Thermo-hydraulic-mechanical processes in reservoirs - a modelling perspective

Mauro Cacace1, Magdalena Scheck-Wenderoth2

1GFZ, Deutschland; 2RWTH Aachen

In this contribution we will discuss current challenges in the modelling of the non-linear physics describing relevant thermal, hydraulic and mechanical processes as occurring during reservoir operations. We will detail how these problems are mathematically formulated, based on our, still non exahustive understanding of their couplings and describe how to efficiently implement the resulting physics into open source numerical solutions. In a second part, we will present an in-house hybrid scalable open source software (GOLEM) that can tackle the aformentioned dynamics, with a short digression on its portability to state of the art HPC architectures. This discussion will be complemented with several field study cases, which will help to showcase how such modelling techniques can help in delineating most efficient reservoir protocols both in terms of the long-term sustainability and hazard components.
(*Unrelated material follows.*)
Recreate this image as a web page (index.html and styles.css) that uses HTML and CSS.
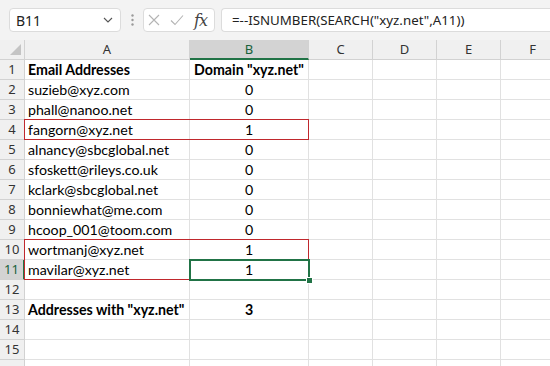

We will discuss how exploitation scenarios can be optimized by feeding field data onto such multiphysics models (providing on the fly solutions) as well as how novel theoretical fracture mechanics concepts can assist to estimate the induced seismic hazard from the operations. We will end this contribution outlining directions where ongoing and future efforts should be focused in the final attempt to arrive at a comprehensive reservoir numerical framework to be used in reservoir studies.